I'm curious what Cameron Crowe's response to the MPDG claims are. I'm sure I could find an interview, but I'm lazy. Dunst isn't his first MPDG. A lot of people consider Kate Hudson's Penny Lane in Almost Famous to be a MPDG. I don't know that I agree with that, even if my reason is a cop out. Penny Lane cultivates her own mystery. She designs herself to be something close to a MPDG. If that's intentional, can she really be a MPDG? Besides, we do know what's going on in her head some of the time. If the rest of the movie around Dunst was better - if Bloom wasn't so deflated throughout, if the editing wasn't so scattered - would the MPDG label bother me less when applied to Elizabethtown? Probably not.
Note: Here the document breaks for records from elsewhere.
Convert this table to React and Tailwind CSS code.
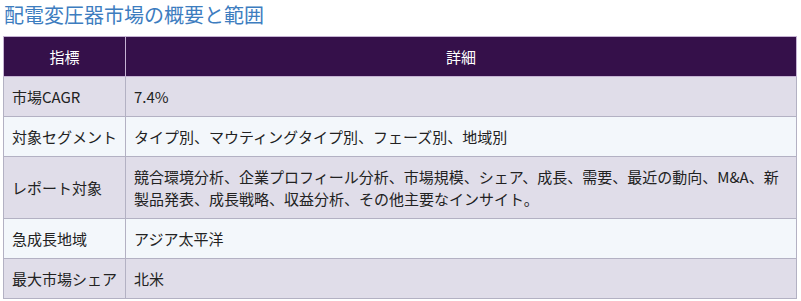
const rows = [
  { label: "市場CAGR", value: "7.4%" },
  { label: "対象セグメント", value: "タイプ別、マウティングタイプ別、フェーズ別、地域別" },
  {
    label: "レポート対象",
    value:
      "競合環境分析、企業プロフィール分析、市場規模、シェア、成長、需要、最近の動向、M&A、新製品発表、成長戦略、収益分析、その他主要なインサイト。",
  },
  { label: "急成長地域", value: "アジア太平洋" },
  { label: "最大市場シェア", value: "北米" },
];

export default function App() {
  return (
    <div
      className="w-[801px] h-[301px] bg-white overflow-hidden px-[3px]"
      style={{ fontFamily: "'Noto Sans CJK JP', 'Noto Sans', sans-serif" }}
    >
      {/* Section heading */}
      <h2 className="h-[36px] pl-[1px] pt-[1px] text-[20px] leading-[28px] text-[#3d7dbf]">
        配電変圧器市場の概要と範囲
      </h2>

      {/* Overview table */}
      <table className="w-[794px] border-collapse table-fixed text-[15px] leading-[22px] text-[#222]">
        <colgroup>
          <col className="w-[122px]" />
          <col />
        </colgroup>
        <thead>
          <tr className="bg-[#35104a] text-white">
            <th className="h-[40px] p-0 border border-[#c5b3d3] font-normal text-center">指標</th>
            <th className="h-[40px] p-0 border border-[#c5b3d3] font-normal text-center">詳細</th>
          </tr>
        </thead>
        <tbody>
          {rows.map((row, i) => (
            <tr key={row.label} className={i % 2 === 0 ? "bg-[#e0dde9]" : "bg-[#f3f7fb]"}>
              <td className="border border-[#b3b1c3] px-[8px] py-[8.5px] align-middle whitespace-nowrap">
                {row.label}
              </td>
              <td className="border border-[#b3b1c3] px-[8px] py-[8.5px] align-middle">{row.value}</td>
            </tr>
          ))}
        </tbody>
      </table>
    </div>
  );
}
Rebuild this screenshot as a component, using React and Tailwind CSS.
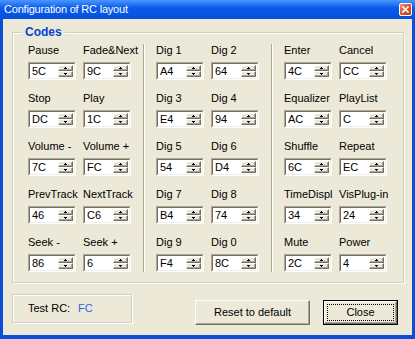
import React from "react";

const groups = [
  [
    ["Pause", "5C", "Fade&Next", "9C"],
    ["Stop", "DC", "Play", "1C"],
    ["Volume -", "7C", "Volume +", "FC"],
    ["PrevTrack", "46", "NextTrack", "C6"],
    ["Seek -", "86", "Seek +", "6"],
  ],
  [
    ["Dig 1", "A4", "Dig 2", "64"],
    ["Dig 3", "E4", "Dig 4", "94"],
    ["Dig 5", "54", "Dig 6", "D4"],
    ["Dig 7", "B4", "Dig 8", "74"],
    ["Dig 9", "F4", "Dig 0", "8C"],
  ],
  [
    ["Enter", "4C", "Cancel", "CC"],
    ["Equalizer", "AC", "PlayList", "C"],
    ["Shuffle", "6C", "Repeat", "EC"],
    ["TimeDispl", "34", "VisPlug-in", "24"],
    ["Mute", "2C", "Power", "4"],
  ],
];

const SpinBtn = ({ up }) => (
  <div className="flex-1 flex items-center justify-center bg-[#ECE9D8] border border-t-white border-l-white border-r-[#716F64] border-b-[#716F64] shadow-[inset_-1px_-1px_0_#ACA899]">
    <svg width="5" height="2" shapeRendering="crispEdges">
      {up ? (
        <>
          <rect x="2" y="0" width="1" height="1" fill="#000" />
          <rect x="1" y="1" width="3" height="1" fill="#000" />
        </>
      ) : (
        <>
          <rect x="1" y="0" width="3" height="1" fill="#000" />
          <rect x="2" y="1" width="1" height="1" fill="#000" />
        </>
      )}
    </svg>
  </div>
);

const SpinBox = ({ value }) => (
  <div className="h-[18px] w-[48px] border border-t-[#ACA899] border-l-[#ACA899] border-b-white border-r-white">
    <div className="flex h-full bg-white border border-t-[#716F64] border-l-[#716F64] border-b-[#F1EFE2] border-r-[#F1EFE2]">
      <span className="flex-1 pl-[2px] leading-[14px] text-black">{value}</span>
      <div className="flex flex-col w-[16px] py-[1px] pr-[1px]">
        <SpinBtn up />
        <SpinBtn />
      </div>
    </div>
  </div>
);

const Field = ({ label, value }) => (
  <div className="flex flex-col">
    <div className="h-[13px] leading-[13px] whitespace-nowrap">{label}</div>
    <div className="mt-[5px]">
      <SpinBox value={value} />
    </div>
  </div>
);

const Separator = () => (
  <div className="w-[2px] self-stretch border-l border-l-[#ACA899] border-r border-r-white mx-[11px] ml-[12px]"></div>
);

const App = () => {
  return (
    <div className="w-[415px] h-[339px] bg-[#0A4FDA] flex flex-col font-['Liberation_Sans',Arial,sans-serif] text-[11px] text-black select-none">
      {/* title bar */}
      <div className="h-[19px] flex items-center justify-between pl-[4px] pr-[3px] bg-linear-to-b from-[#4A96FF] via-[#0A5CEC] via-40% to-[#0650DC]">
        <span className="text-white text-[11px] tracking-[-0.2px]">Configuration of RC layout</span>
        <div className="w-[13px] h-[13px] rounded-[2px] border border-white bg-linear-to-br from-[#F08A6C] via-[#E0522F] to-[#C23A15] flex items-center justify-center">
          <svg width="7" height="7" viewBox="0 0 7 7">
            <path d="M1 1L6 6M6 1L1 6" stroke="#fff" strokeWidth="1.6" strokeLinecap="square" />
          </svg>
        </div>
      </div>

      {/* client area */}
      <div className="flex-1 mx-[3px] mb-[4px] bg-[#ECE9D8] flex flex-col">
        <div className="relative mt-[13px] ml-[9px] w-[392px] h-[251px] border border-[#D0D0BF] shadow-[inset_1px_1px_0_#fff,1px_1px_0_#fff]">
          <span className="absolute left-[9px] -top-[8px] bg-[#ECE9D8] px-[3px] text-[12px] leading-[14px] font-bold text-[#0046D5]">Codes</span>
          <div className="flex pl-[15px] pt-[11px]">
            {groups.map((rows, gi) => (
              <React.Fragment key={gi}>
                {gi > 0 && <Separator />}
                <div className="flex flex-col gap-[12px] w-[103px]">
                  {rows.map((r, ri) => (
                    <div key={ri} className="grid grid-cols-[48px_48px] gap-x-[7px]">
                      <Field label={r[0]} value={r[1]} />
                      <Field label={r[2]} value={r[3]} />
                    </div>
                  ))}
                </div>
              </React.Fragment>
            ))}
          </div>
        </div>

        {/* bottom row */}
        <div className="flex items-start mt-[11px] ml-[9px]">
          <div className="w-[120px] h-[29px] border border-[#D0D0BF] shadow-[inset_1px_1px_0_#fff,1px_1px_0_#fff] flex items-center pl-[15px]">
            <span className="w-[50px]">Test RC:</span>
            <span className="text-[#2F63D6]">FC</span>
          </div>
          <button className="ml-[63px] mt-[6px] w-[115px] h-[25px] bg-[#ECE9D8] border border-t-white border-l-white border-r-[#716F64] border-b-[#716F64] shadow-[inset_-1px_-1px_0_#ACA899]">
            Reset to default
          </button>
          <button className="ml-[13px] mt-[6px] w-[75px] h-[25px] border border-black p-[0px]">
            <div className="w-full h-full bg-[#ECE9D8] border border-t-white border-l-white border-r-[#716F64] border-b-[#716F64] shadow-[inset_-1px_-1px_0_#ACA899] p-[2px]">
              <div className="w-full h-full border border-dotted border-black flex items-center justify-center">
                Close
              </div>
            </div>
          </button>
        </div>
      </div>
    </div>
  );
};

export default App;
Her character probably unfairly became an example of a trend. It's kind of like how one police shooting may not be any better or worse than another, but one ends up being the straw that broke the camel's back. The movie is bad enough to deserve it's awful legacy. The performance isn't.

So, the moral of this story is, when it comes to MPDGs, yell at the filmmakers, not the actresses (or actors in the case of the Manic Pixie Dream Boy). Also, more things should film in Louisville.